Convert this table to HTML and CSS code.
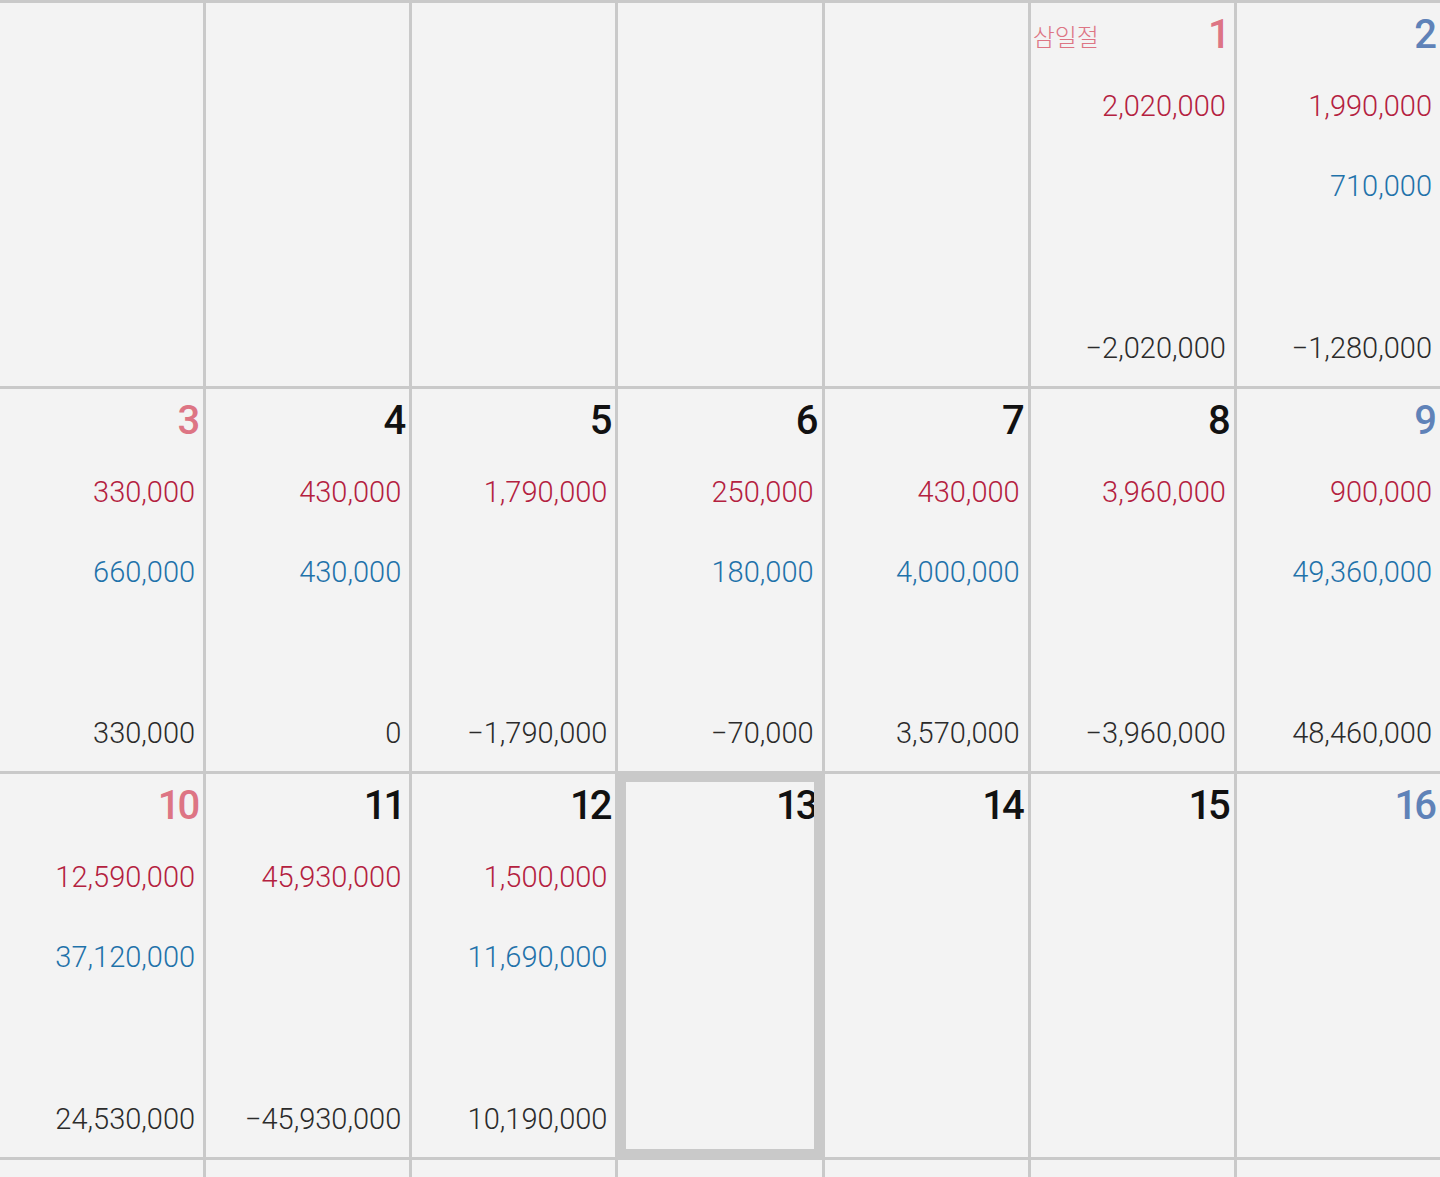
FILE: index.html
```html
<!DOCTYPE html>
<html lang="ko">
<head>
<meta charset="utf-8">
<title>달력</title>
<link rel="stylesheet" href="styles.css">
</head>
<body>
<div class="calendar">
  <div class="cell"></div>
  <div class="cell"></div>
  <div class="cell"></div>
  <div class="cell"></div>
  <div class="cell"></div>
  <div class="cell">
    <div class="head"><span class="label">삼일절</span><span class="date red">1</span></div>
    <div class="amt income">2,020,000</div>
    <div class="amt expense"></div>
    <div class="amt total">−2,020,000</div>
  </div>
  <div class="cell">
    <div class="head"><span class="date blue">2</span></div>
    <div class="amt income">1,990,000</div>
    <div class="amt expense">710,000</div>
    <div class="amt total">−1,280,000</div>
  </div>

  <div class="cell">
    <div class="head"><span class="date red">3</span></div>
    <div class="amt income">330,000</div>
    <div class="amt expense">660,000</div>
    <div class="amt total">330,000</div>
  </div>
  <div class="cell">
    <div class="head"><span class="date">4</span></div>
    <div class="amt income">430,000</div>
    <div class="amt expense">430,000</div>
    <div class="amt total">0</div>
  </div>
  <div class="cell">
    <div class="head"><span class="date">5</span></div>
    <div class="amt income">1,790,000</div>
    <div class="amt expense"></div>
    <div class="amt total">−1,790,000</div>
  </div>
  <div class="cell">
    <div class="head"><span class="date">6</span></div>
    <div class="amt income">250,000</div>
    <div class="amt expense">180,000</div>
    <div class="amt total">−70,000</div>
  </div>
  <div class="cell">
    <div class="head"><span class="date">7</span></div>
    <div class="amt income">430,000</div>
    <div class="amt expense">4,000,000</div>
    <div class="amt total">3,570,000</div>
  </div>
  <div class="cell">
    <div class="head"><span class="date">8</span></div>
    <div class="amt income">3,960,000</div>
    <div class="amt expense"></div>
    <div class="amt total">−3,960,000</div>
  </div>
  <div class="cell">
    <div class="head"><span class="date blue">9</span></div>
    <div class="amt income">900,000</div>
    <div class="amt expense">49,360,000</div>
    <div class="amt total">48,460,000</div>
  </div>

  <div class="cell">
    <div class="head"><span class="date red">10</span></div>
    <div class="amt income">12,590,000</div>
    <div class="amt expense">37,120,000</div>
    <div class="amt total">24,530,000</div>
  </div>
  <div class="cell">
    <div class="head"><span class="date">11</span></div>
    <div class="amt income">45,930,000</div>
    <div class="amt expense"></div>
    <div class="amt total">−45,930,000</div>
  </div>
  <div class="cell">
    <div class="head"><span class="date">12</span></div>
    <div class="amt income">1,500,000</div>
    <div class="amt expense">11,690,000</div>
    <div class="amt total">10,190,000</div>
  </div>
  <div class="cell selected">
    <div class="head"><span class="date">13</span></div>
  </div>
  <div class="cell">
    <div class="head"><span class="date">14</span></div>
  </div>
  <div class="cell">
    <div class="head"><span class="date">15</span></div>
  </div>
  <div class="cell">
    <div class="head"><span class="date blue">16</span></div>
  </div>

  <div class="cell"></div>
  <div class="cell"></div>
  <div class="cell"></div>
  <div class="cell"></div>
  <div class="cell"></div>
  <div class="cell"></div>
  <div class="cell"></div>
</div>
</body>
</html>
```

FILE: styles.css
```css
html, body {
  margin: 0;
  padding: 0;
  height: 1177px;
  overflow: hidden;
  background: #c9c9c9;
}

.calendar {
  display: grid;
  grid-template-columns: repeat(7, 1fr);
  grid-auto-rows: 382.67px;
  gap: 3px;
  padding-top: 3px;
  width: 1440px;
  height: 1177px;
  box-sizing: border-box;
  overflow: hidden;
  background: #c9c9c9;
  font-family: Roboto, "Noto Sans", "Noto Sans CJK KR", sans-serif;
}

.cell {
  position: relative;
  background: #f3f3f3;
  display: flex;
  flex-direction: column;
  padding: 10px 8px 23px 2px;
  overflow: hidden;
  box-sizing: border-box;
}

.head {
  height: 44px;
  display: flex;
  align-items: center;
  justify-content: flex-end;
  margin-right: -5px;
}

.label {
  margin-right: auto;
  font-family: "Noto Sans CJK KR", sans-serif;
  font-weight: 300;
  font-size: 24px;
  color: #dd7584;
}

.date {
  font-size: 40px;
  font-weight: 500;
  line-height: 44px;
  letter-spacing: -3px;
  padding-right: 3px;
  color: #111;
}

.date.red { color: #dd7584; }
.date.blue { color: #5f82b8; }

.amt {
  height: 30px;
  line-height: 30px;
  font-size: 29px;
  font-weight: 300;
  text-align: right;
  white-space: nowrap;
}

.income {
  margin-top: 34px;
  color: #b4213f;
}

.expense {
  margin-top: 50px;
  color: #1f72aa;
}

.total {
  margin-top: auto;
  color: #2b2b2b;
}

.selected::after {
  content: "";
  position: absolute;
  inset: 0;
  border: 8px solid #c9c9c9;
  pointer-events: none;
}
```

*AIM OF THE EXERCISE:* Restate the data above word for word. Do not include the images.

*FULL ANSWER:*
Convert this table to HTML and CSS code.
FILE: index.html
```html
<!DOCTYPE html>
<html lang="ko">
<head>
<meta charset="utf-8">
<title>달력</title>
<link rel="stylesheet" href="styles.css">
</head>
<body>
<div class="calendar">
  <div class="cell"></div>
  <div class="cell"></div>
  <div class="cell"></div>
  <div class="cell"></div>
  <div class="cell"></div>
  <div class="cell">
    <div class="head"><span class="label">삼일절</span><span class="date red">1</span></div>
    <div class="amt income">2,020,000</div>
    <div class="amt expense"></div>
    <div class="amt total">−2,020,000</div>
  </div>
  <div class="cell">
    <div class="head"><span class="date blue">2</span></div>
    <div class="amt income">1,990,000</div>
    <div class="amt expense">710,000</div>
    <div class="amt total">−1,280,000</div>
  </div>

  <div class="cell">
    <div class="head"><span class="date red">3</span></div>
    <div class="amt income">330,000</div>
    <div class="amt expense">660,000</div>
    <div class="amt total">330,000</div>
  </div>
  <div class="cell">
    <div class="head"><span class="date">4</span></div>
    <div class="amt income">430,000</div>
    <div class="amt expense">430,000</div>
    <div class="amt total">0</div>
  </div>
  <div class="cell">
    <div class="head"><span class="date">5</span></div>
    <div class="amt income">1,790,000</div>
    <div class="amt expense"></div>
    <div class="amt total">−1,790,000</div>
  </div>
  <div class="cell">
    <div class="head"><span class="date">6</span></div>
    <div class="amt income">250,000</div>
    <div class="amt expense">180,000</div>
    <div class="amt total">−70,000</div>
  </div>
  <div class="cell">
    <div class="head"><span class="date">7</span></div>
    <div class="amt income">430,000</div>
    <div class="amt expense">4,000,000</div>
    <div class="amt total">3,570,000</div>
  </div>
  <div class="cell">
    <div class="head"><span class="date">8</span></div>
    <div class="amt income">3,960,000</div>
    <div class="amt expense"></div>
    <div class="amt total">−3,960,000</div>
  </div>
  <div class="cell">
    <div class="head"><span class="date blue">9</span></div>
    <div class="amt income">900,000</div>
    <div class="amt expense">49,360,000</div>
    <div class="amt total">48,460,000</div>
  </div>

  <div class="cell">
    <div class="head"><span class="date red">10</span></div>
    <div class="amt income">12,590,000</div>
    <div class="amt expense">37,120,000</div>
    <div class="amt total">24,530,000</div>
  </div>
  <div class="cell">
    <div class="head"><span class="date">11</span></div>
    <div class="amt income">45,930,000</div>
    <div class="amt expense"></div>
    <div class="amt total">−45,930,000</div>
  </div>
  <div class="cell">
    <div class="head"><span class="date">12</span></div>
    <div class="amt income">1,500,000</div>
    <div class="amt expense">11,690,000</div>
    <div class="amt total">10,190,000</div>
  </div>
  <div class="cell selected">
    <div class="head"><span class="date">13</span></div>
  </div>
  <div class="cell">
    <div class="head"><span class="date">14</span></div>
  </div>
  <div class="cell">
    <div class="head"><span class="date">15</span></div>
  </div>
  <div class="cell">
    <div class="head"><span class="date blue">16</span></div>
  </div>

  <div class="cell"></div>
  <div class="cell"></div>
  <div class="cell"></div>
  <div class="cell"></div>
  <div class="cell"></div>
  <div class="cell"></div>
  <div class="cell"></div>
</div>
</body>
</html>
```

FILE: styles.css
```css
html, body {
  margin: 0;
  padding: 0;
  height: 1177px;
  overflow: hidden;
  background: #c9c9c9;
}

.calendar {
  display: grid;
  grid-template-columns: repeat(7, 1fr);
  grid-auto-rows: 382.67px;
  gap: 3px;
  padding-top: 3px;
  width: 1440px;
  height: 1177px;
  box-sizing: border-box;
  overflow: hidden;
  background: #c9c9c9;
  font-family: Roboto, "Noto Sans", "Noto Sans CJK KR", sans-serif;
}

.cell {
  position: relative;
  background: #f3f3f3;
  display: flex;
  flex-direction: column;
  padding: 10px 8px 23px 2px;
  overflow: hidden;
  box-sizing: border-box;
}

.head {
  height: 44px;
  display: flex;
  align-items: center;
  justify-content: flex-end;
  margin-right: -5px;
}

.label {
  margin-right: auto;
  font-family: "Noto Sans CJK KR", sans-serif;
  font-weight: 300;
  font-size: 24px;
  color: #dd7584;
}

.date {
  font-size: 40px;
  font-weight: 500;
  line-height: 44px;
  letter-spacing: -3px;
  padding-right: 3px;
  color: #111;
}

.date.red { color: #dd7584; }
.date.blue { color: #5f82b8; }

.amt {
  height: 30px;
  line-height: 30px;
  font-size: 29px;
  font-weight: 300;
  text-align: right;
  white-space: nowrap;
}

.income {
  margin-top: 34px;
  color: #b4213f;
}

.expense {
  margin-top: 50px;
  color: #1f72aa;
}

.total {
  margin-top: auto;
  color: #2b2b2b;
}

.selected::after {
  content: "";
  position: absolute;
  inset: 0;
  border: 8px solid #c9c9c9;
  pointer-events: none;
}
```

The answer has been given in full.